Search code examples
apache-sparkcassandraspark-cassandra-connector

What happens with Spark partitions when using Spark-Cassandra-Connector


So, I have a 16 node cluster where every node has Spark and Cassandra installed with a replication factor of 3 and spark.sql.shuffle.partitions of 96. I am using the Spark-Cassandra Connector 3.0.0 for doing a repartitionByCassandraReplica.JoinWithCassandraTable and then some SparkML analysis takes place. My question is what happens eventually with the spark partitions?

1st scenario

My PartitionsPerHost parameter of repartitionByCassandraReplica is numberofSelectedCassandraPartitionkeys which means if I choose 4 partition keys I get 4 partitions per Host. This gives me 64 spark partitions because I have 16 hosts.

2nd scenario

But, according to the Spark Cassandra connector documentation, information from system.size_estimates table should be used in order to calculate the spark partitions.
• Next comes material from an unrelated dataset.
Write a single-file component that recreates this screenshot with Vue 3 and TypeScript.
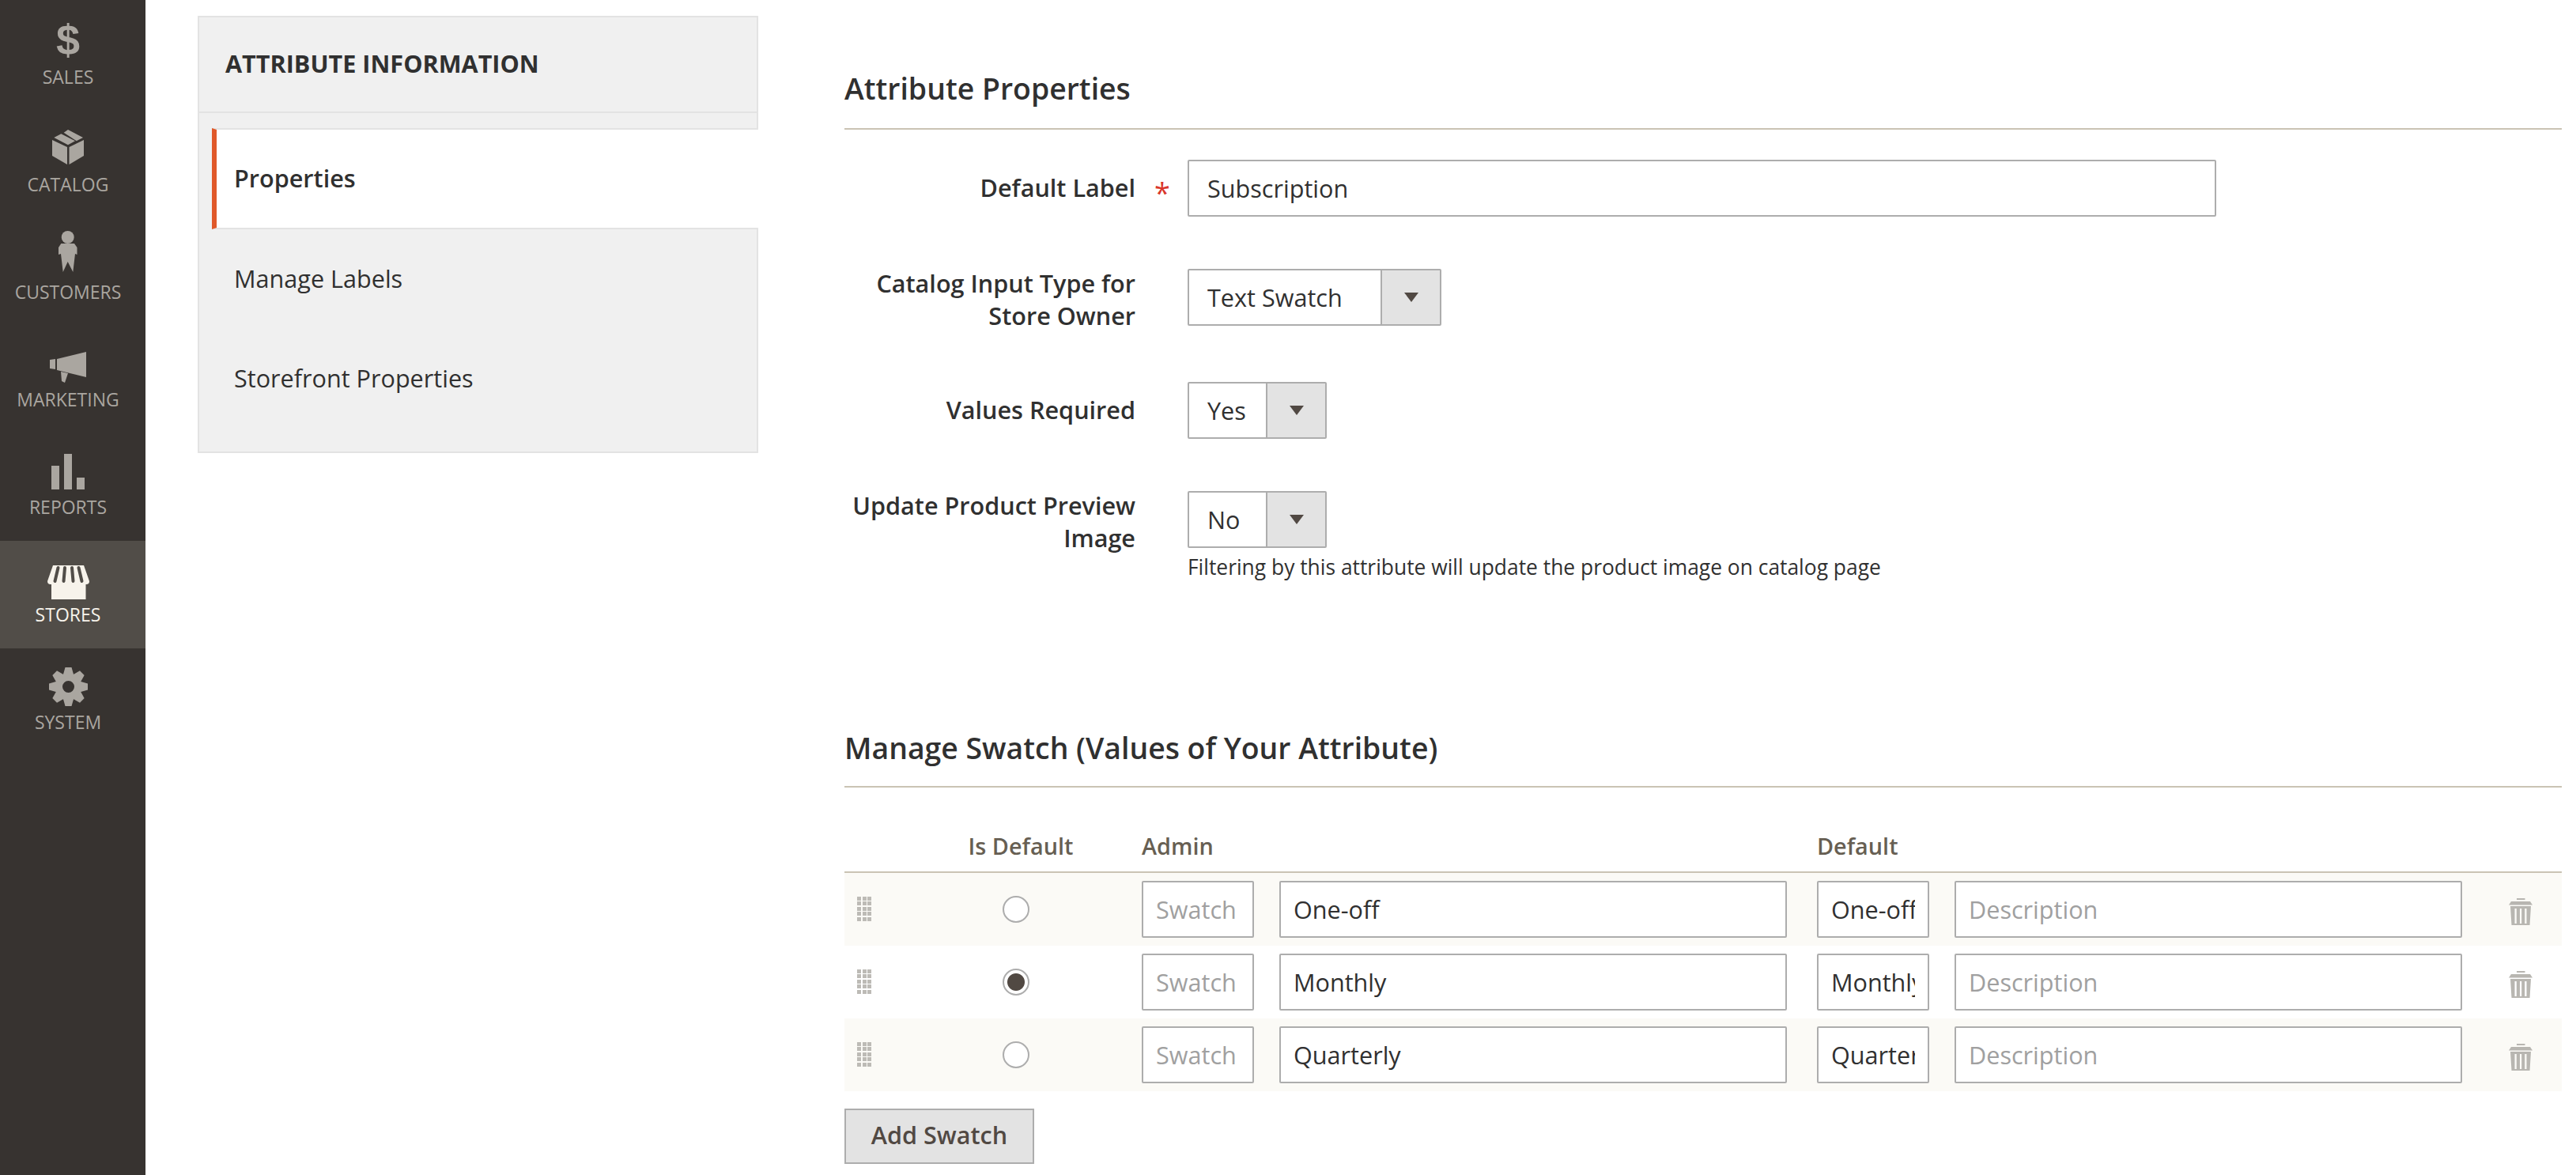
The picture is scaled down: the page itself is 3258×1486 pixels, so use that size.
<template>
  <div class="admin">
    <nav class="sidebar">
      <a class="nav-item">
        <span class="nav-icon"><span class="dollar">$</span></span>
        <span class="nav-label">SALES</span>
      </a>
      <a class="nav-item">
        <span class="nav-icon">
          <svg width="40" height="44" viewBox="0 0 40 44" fill="currentColor">
            <polygon points="0,13 19,22 19,44 0,33"></polygon>
            <polygon points="21.5,22 40,13 40,33 21.5,44"></polygon>
            <polygon points="2.3,10 11.3,5.3 29,14.3 20,19.3"></polygon>
            <polygon points="14.7,3.7 20,0 39,10 30.7,14.3"></polygon>
          </svg>
        </span>
        <span class="nav-label">CATALOG</span>
      </a>
      <a class="nav-item">
        <span class="nav-icon">
          <svg class="icon-customers" width="24" height="52" viewBox="0 0 24 52" fill="currentColor">
            <circle cx="11.7" cy="8" r="8"></circle>
            <polygon points="3.3,16 20,16 23.5,21 23.5,30 21,29 18.3,52 11.7,39 5.7,52 3,29 0,30 0,21"></polygon>
          </svg>
        </span>
        <span class="nav-label">CUSTOMERS</span>
      </a>
      <a class="nav-item">
        <span class="nav-icon">
          <svg class="icon-marketing" width="46" height="39" viewBox="0 0 46 39" fill="currentColor">
            <polygon points="0,10 7,9 7,22 0,21"></polygon>
            <polygon points="9,9 46,0 46,32 9,23"></polygon>
            <polygon points="14,25 23,27 19,39 15,37"></polygon>
          </svg>
        </span>
        <span class="nav-label">MARKETING</span>
      </a>
      <a class="nav-item">
        <span class="nav-icon">
          <svg class="icon-reports" width="42" height="45" viewBox="0 0 42 45" fill="currentColor">
            <rect x="0" y="15" width="10" height="30"></rect>
            <rect x="16" y="0" width="10" height="45"></rect>
            <rect x="32" y="30" width="10" height="15"></rect>
          </svg>
        </span>
        <span class="nav-label">REPORTS</span>
      </a>
      <a class="nav-item active">
        <span class="nav-icon">
          <svg class="icon-stores" width="53" height="43" viewBox="0 0 53 43" fill="currentColor">
            <rect x="5" y="20" width="43.5" height="23"></rect>
            <path d="M7 0H46L53 20Q53 24 49 24H4Q0 24 0 20Z"></path>
            <path d="M13.5 3L9.5 20M22 3L20.5 20M31 3L32.5 20M39.5 3L43.5 20" fill="none" stroke="#514d48" stroke-width="4" stroke-linecap="round"></path>
          </svg>
        </span>
        <span class="nav-label">STORES</span>
      </a>
      <a class="nav-item">
        <span class="nav-icon">
          <svg class="icon-system" width="49" height="49" viewBox="-24.5 -24.5 49 49" fill="currentColor">
            <circle r="12" fill="none" stroke="currentColor" stroke-width="9"></circle>
            <polygon
              v-for="angle in gearTeeth"
              :key="angle"
              points="-7,-14 -4,-24.5 4,-24.5 7,-14"
              :transform="`rotate(${angle})`"
            ></polygon>
          </svg>
        </span>
        <span class="nav-label">SYSTEM</span>
      </a>
    </nav>

    <div class="page">
      <aside class="tabs">
        <h3 class="tabs-title">ATTRIBUTE INFORMATION</h3>
        <ul class="tabs-list">
          <li class="tab active">Properties</li>
          <li class="tab">Manage Labels</li>
          <li class="tab">Storefront Properties</li>
        </ul>
      </aside>

      <main class="content">
        <h2 class="section-title">Attribute Properties</h2>

        <div class="form-row">
          <label class="form-label">Default Label<span class="required">*</span></label>
          <input class="text-input wide" type="text" value="Subscription" />
        </div>

        <div class="form-row two-line">
          <label class="form-label">Catalog Input Type for Store Owner</label>
          <div class="select">
            <span class="select-value long">Text Swatch</span>
            <span class="select-arrow"></span>
          </div>
        </div>

        <div class="form-row">
          <label class="form-label">Values Required</label>
          <div class="select">
            <span class="select-value">Yes</span>
            <span class="select-arrow"></span>
          </div>
        </div>

        <div class="form-row last">
          <label class="form-label">Update Product Preview Image</label>
          <div>
            <div class="select">
              <span class="select-value">No</span>
              <span class="select-arrow"></span>
            </div>
            <p class="note">Filtering by this attribute will update the product image on catalog page</p>
          </div>
        </div>

        <h2 class="section-title swatch-title">Manage Swatch (Values of Your Attribute)</h2>

        <div class="swatch-head">
          <span class="head-default">Is Default</span>
          <span class="head-admin">Admin</span>
          <span class="head-store">Default</span>
        </div>

        <div class="swatch-rows">
          <div v-for="row in swatches" :key="row.name" class="swatch-row">
            <span class="drag-handle"><i v-for="n in 15" :key="n"></i></span>
            <input class="radio" type="radio" name="is-default" :checked="row.isDefault" />
            <input class="text-input swatch-narrow" type="text" placeholder="Swatch" />
            <input class="text-input swatch-wide" type="text" :value="row.name" />
            <input class="text-input swatch-narrow" type="text" :value="row.name" />
            <input class="text-input swatch-wide" type="text" placeholder="Description" />
            <span class="trash">
              <svg width="30" height="34" viewBox="0 0 30 34" fill="currentColor">
                <rect x="10" y="0" width="10.5" height="2"></rect>
                <polygon points="3,4 27,4 30,8.5 0,8.5"></polygon>
                <path fill-rule="evenodd" d="M2 10H28L26.5 34H3.5ZM7.5 13V32H9.8V13ZM14 13V32H16.2V13ZM20.2 13V32H22.5V13Z"></path>
              </svg>
            </span>
          </div>
        </div>

        <button class="add-swatch" type="button">Add Swatch</button>
      </main>
    </div>
  </div>
</template>

<script setup lang="ts">
interface SwatchRow {
  name: string
  isDefault: boolean
}

const gearTeeth: number[] = [0, 45, 90, 135, 180, 225, 270, 315]

const swatches: SwatchRow[] = [
  { name: 'One-off', isDefault: false },
  { name: 'Monthly', isDefault: true },
  { name: 'Quarterly', isDefault: false }
]
</script>

<style>
html,
body {
  margin: 0;
  background: #fff;
  overflow: hidden;
}
</style>

<style scoped>
.admin {
  display: flex;
  height: 1486px;
  overflow: hidden;
  font-family: 'Open Sans', 'Liberation Sans', sans-serif;
  font-size: 30.6px;
  color: #303030;
}

.sidebar {
  flex: 0 0 184px;
  padding-top: 4px;
  background: #373330;
  box-sizing: border-box;
}

.nav-item {
  display: flex;
  flex-direction: column;
  align-items: center;
  height: 136px;
  padding: 24px 12px 0 0;
  box-sizing: border-box;
  color: #aaa6a0;
}

.nav-item.active {
  background: #514d48;
  color: #f7f3eb;
}

.nav-icon {
  display: flex;
  align-items: center;
  justify-content: center;
  height: 44px;
}

.icon-customers {
  margin-bottom: 8px;
}

.icon-marketing {
  margin-top: 12px;
}

.icon-reports {
  margin-top: 4px;
}

.icon-stores {
  margin-top: 12px;
}

.icon-system {
  margin-top: 5px;
}

.dollar {
  font-family: 'Liberation Sans', sans-serif;
  font-size: 54px;
  font-weight: 700;
  line-height: 44px;
}

.nav-label {
  margin-top: 9px;
  font-size: 23px;
  line-height: 32px;
}

.page {
  flex: 1;
  display: flex;
  align-items: flex-start;
  gap: 109px;
  padding: 0 18px 0 66px;
  min-width: 0;
}

.tabs {
  flex: 0 0 709px;
  margin-top: 20px;
  box-sizing: border-box;
  background: #f0f0f0;
  border: 2px solid #e3e3e3;
}

.tabs-title {
  margin: 0;
  padding: 0 0 0 33px;
  height: 119px;
  line-height: 117px;
  border-bottom: 2px solid #e3e3e3;
  font-size: 30.6px;
  font-weight: 700;
  color: #303030;
}

.tabs-list {
  list-style: none;
  margin: 0;
  padding: 19px 0 29px 16px;
}

.tab {
  height: 126px;
  line-height: 125px;
  padding-left: 28px;
}

.tab.active {
  box-sizing: border-box;
  height: 128px;
  line-height: 122px;
  margin-right: -2px;
  padding-left: 22px;
  background: #fff;
  border-left: 6px solid #e0592a;
  border-top: 2px solid #e3e3e3;
  border-bottom: 2px solid #e3e3e3;
  font-weight: 600;
}

.content {
  flex: 1;
  min-width: 0;
  padding-top: 88px;
}

.section-title {
  margin: 0 0 38px;
  padding-bottom: 26px;
  border-bottom: 2px solid #cac3b4;
  font-size: 37.4px;
  line-height: 48px;
  font-weight: 600;
  color: #303030;
}

.swatch-title {
  padding-bottom: 24px;
  margin-bottom: 0;
}

.form-row {
  display: flex;
  align-items: flex-start;
  gap: 66px;
  margin-bottom: 66px;
}

.form-row.two-line {
  margin-bottom: 63px;
}

.form-row.last {
  margin-bottom: 187px;
}

.form-label {
  position: relative;
  flex: 0 0 368px;
  margin-top: -2px;
  padding-top: 17px;
  text-align: right;
  font-weight: 600;
  line-height: 41px;
}

.two-line .form-label,
.last .form-label {
  padding-top: 0;
}

.required {
  position: absolute;
  left: 392px;
  top: 23px;
  color: #d9362a;
  font-weight: 400;
  font-size: 36px;
}

.text-input {
  display: block;
  box-sizing: border-box;
  height: 72px;
  padding: 0 16px;
  background: #fff;
  border: 2px solid #adadad;
  border-radius: 2px;
  outline: none;
  font: inherit;
  color: #303030;
}

.text-input::placeholder {
  color: #a0a0a0;
  opacity: 1;
}

.text-input.wide {
  width: 1301px;
  padding: 0 23px;
}

.select {
  display: inline-flex;
  height: 72px;
  box-sizing: border-box;
  background: #fff;
  border: 2px solid #adadad;
  border-radius: 2px;
  line-height: 69px;
}

.select-value {
  width: 99px;
  padding-left: 23px;
  box-sizing: border-box;
  border-right: 2px solid #adadad;
}

.select-value.long {
  width: 244px;
}

.select-arrow {
  display: flex;
  align-items: center;
  justify-content: center;
  width: 73px;
  background: #e3e3e3;
}

.select-arrow::after {
  content: '';
  border-left: 9px solid transparent;
  border-right: 9px solid transparent;
  border-top: 12px solid #514943;
}

.note {
  margin: 6px 0 0;
  font-size: 26.4px;
  line-height: 36px;
}

.swatch-head {
  display: grid;
  grid-template-columns: 106px 222px 864px 1fr;
  align-items: center;
  height: 108px;
  padding-top: 40px;
  box-sizing: border-box;
  border-bottom: 2px solid #cac3b4;
  font-size: 28.8px;
  font-weight: 600;
  color: #675f53;
}

.head-default {
  grid-column: 2;
  text-align: center;
  padding-left: 12px;
}

.head-admin {
  grid-column: 3;
  padding-left: 48px;
}

.head-store {
  grid-column: 4;
  padding-left: 38px;
}

.swatch-row {
  display: grid;
  grid-template-columns: 106px 222px 190px 674px 180px 674px 1fr;
  align-items: center;
  height: 92px;
}

.swatch-row:nth-child(odd) {
  background: #fbfaf6;
}

.drag-handle {
  display: grid;
  grid-template-columns: repeat(3, 5px);
  gap: 1.5px;
  margin-left: 16px;
  margin-top: -2px;
  width: 18px;
}

.drag-handle i {
  display: block;
  height: 5px;
  background: #bdbbb6;
}

.radio {
  appearance: none;
  justify-self: center;
  width: 34px;
  height: 34px;
  margin: 0;
  background: #fff;
  border: 2px solid #adadad;
  border-radius: 50%;
}

.radio:checked {
  background: radial-gradient(circle, #514943 0 10.5px, #fff 11.5px);
}

.swatch-narrow {
  justify-self: end;
  width: 142px;
}

.swatch-wide {
  justify-self: end;
  width: 642px;
}

.trash {
  display: flex;
  justify-content: center;
  padding: 5px 0 0 22px;
  color: #b8b6b1;
}

.add-swatch {
  display: block;
  width: 240px;
  height: 70px;
  margin-top: 22px;
  padding: 0 0 5px;
  background: #e3e3e3;
  border: 2px solid #adadad;
  font: inherit;
  font-weight: 600;
  color: #514943;
}
</style>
For example from my system.size_estimates:

estimated_table_size = mean_partition_size x number_of_partitions
                 = (24416287.87/1000000) MB x 332
                 = 8106.2 MB

spark_partitions = estimated_table_size / input.split.size_in_mb
             = 8106.2 MB / 64 MB
             = 126.6593 partitions

so, when does the 1st scenario takes place and when the second? Am I calculating something wrong? Is there specific cases where the 1st scenario happens and other cases the 2nd?


Solution

  • Those are two completely different paths by which the number of Spark partitions are calculated.

    If you're calling repartitionByCassandraReplica(), the number of Spark partitions are determined by both partitionsPerHost and the number of Cassandra nodes in the local DC.

    Otherwise, the connector will use input.split.size_in_mb to determine the number of Spark partitions based on the estimated table size. Cheers!